Non-standard agency segment

     Our non-standard agency segment does not retain any underwriting risk. Rather, the primary focus of our agency segment is the distribution of non-standard auto insurance products for various insurance carriers in exchange for commissions and fees. Since our entry into the non-standard auto business in late 2000, revenue for our agency segment has increased significantly. In the third quarter of 2003, our non-standard agency segment generated approximately $35.0 million of commission and fees-based revenue, or 19.0 % of aggregate revenue, before eliminations.

      For the quarter ended September 30, 2003, fees and commissions in our agency segment increased by $8.2 million due to increased sales of non-standard products. Our agency segment pre-tax income increased $0.2 million, or 5.7%, to $3.7 million for the three months ended September 30, 2003 compared to $3.5 million for 2002.

Non-standard underwriting segment

      Our non-standard underwriting segment can be separated into two lines of business: (1) underwriting non-standard auto insurance products sold by our affiliated agency operations and (2) underwriting non-standard auto insurance sold by unaffiliated agencies. In each of these business lines, we utilize quota share reinsurance to minimize our exposure to loss.

      Since entering the non-standard auto business in late 2000, our non-standard underwriting revenues have increased significantly. In the third quarter of 2003, our non-standard underwriting segment generated approximately $49.8 million of revenue, representing approximately 30.0% of consolidated revenue.

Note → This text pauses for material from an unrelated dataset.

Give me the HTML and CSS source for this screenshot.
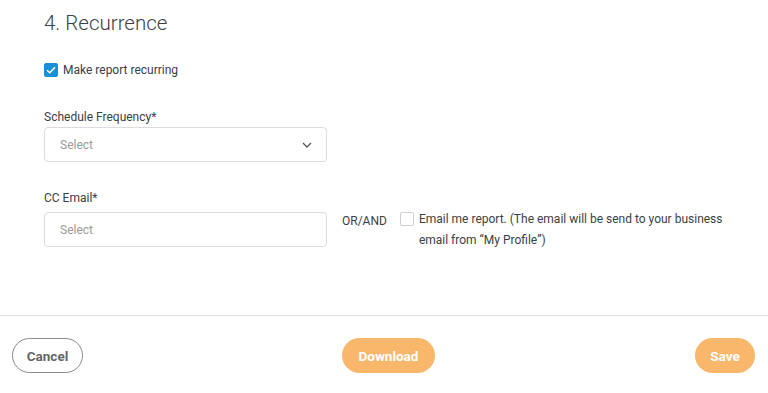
FILE: index.html
```html
<!DOCTYPE html>
<html>
<head>
<meta charset="utf-8">
<link rel="stylesheet" href="styles.css">
</head>
<body>
<div class="page">
  <section class="content">
    <h2 class="title">4. Recurrence</h2>
    <label class="check-row">
      <span class="box checked">
        <svg width="10" height="8" viewBox="0 0 10 8"><path d="M1 4.2 L3.8 6.8 L9 1.2" fill="none" stroke="#fff" stroke-width="1.4"/></svg>
      </span>
      <span class="check-text">Make report recurring</span>
    </label>

    <div class="field freq">
      <div class="label">Schedule Frequency*</div>
      <div class="input select">
        <span class="placeholder">Select</span>
        <svg class="chev" width="10" height="6" viewBox="0 0 10 6"><path d="M1 1 L5 5 L9 1" fill="none" stroke="#555" stroke-width="1.3"/></svg>
      </div>
    </div>

    <div class="field cc">
      <div class="label">CC Email*</div>
      <div class="cc-row">
        <div class="input"><span class="placeholder">Select</span></div>
        <span class="orand">OR/AND</span>
        <label class="email-me">
          <span class="box"></span>
          <span class="email-text">Email me report. (The email will be send to your business email from “My Profile”)</span>
        </label>
      </div>
    </div>
  </section>
  <footer class="footer">
    <button class="btn cancel">Cancel</button>
    <button class="btn primary download">Download</button>
    <button class="btn primary save">Save</button>
  </footer>
</div>
</body>
</html>
```

FILE: styles.css
```css
* { box-sizing: border-box; }
html, body { margin: 0; padding: 0; background: #fff; }
body { font-family: Roboto, "Noto Sans", sans-serif; color: #3a3f45; }
.page { width: 768px; height: 393px; display: flex; flex-direction: column; }
.content { padding: 0 0 0 44px; height: 316px; border-bottom: 1px solid #e2e2e2; }
.title { margin: 0; padding-top: 10px; font-weight: 300; font-size: 20.5px; line-height: 26px; color: #3b4046; }
.check-row { display: flex; align-items: center; margin-top: 27px; height: 14px; }
.box { width: 14px; height: 14px; border: 1px solid #cfcfcf; border-radius: 2px; display: inline-flex; align-items: center; justify-content: center; flex: none; background: #fff; }
.box.checked { background: #1b8fd6; border-color: #1b8fd6; }
.check-text { margin-left: 5px; font-size: 12px; color: #3b4046; }
.label { font-size: 12px; color: #3b4046; line-height: 16px; }
.freq { margin-top: 32px; }
.input { width: 283px; height: 35px; border: 1px solid #dcdcdc; border-radius: 4px; display: flex; align-items: center; padding: 0 15px; flex: none; }
.freq .input { margin-top: 2px; }
.cc .input { margin-top: 6px; }
.placeholder { font-size: 12px; color: #9a9a9a; }
.select { justify-content: space-between; padding-right: 14px; }
.chev { margin-top: 1px; }
.cc { margin-top: 28px; }
.cc-row { display: flex; align-items: flex-start; }
.orand { margin-left: 15px; margin-top: 7px; font-size: 12px; color: #3b4046; line-height: 16px; }
.email-me { display: flex; align-items: flex-start; margin-left: 13px; margin-top: 6px; }
.email-text { margin-left: 5px; font-size: 12px; line-height: 21px; margin-top: -3px; width: 305px; color: #3b4046; }
.footer { display: flex; align-items: center; padding: 22px 13px 0 12px; }
.btn { font-family: Roboto, sans-serif; font-weight: 700; font-size: 13.5px; height: 35px; border-radius: 18px; cursor: pointer; flex: none; }
.cancel { width: 71px; background: #fff; border: 1px solid #8a8a8a; color: #666; }
.primary { border: none; background: #f9b76b; color: #fff; }
.download { width: 93px; margin-left: 259px; }
.save { width: 60px; margin-left: auto; }
```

      For the quarter ended September 30, 2003, net premiums written for non-standard lines increased by $1.3 million, or 2.9%, to $46.5 million from $45.2 million in 2002. For the same period, net premiums earned for non-standard lines increased by $1.3 million, or 3.1%, to $43.3 million from $42.0 million. The increase in net premiums written and net premiums earned was primarily attributable to new business produced by our affiliated agency operations, which acquired several agencies in late 2001 and early 2002.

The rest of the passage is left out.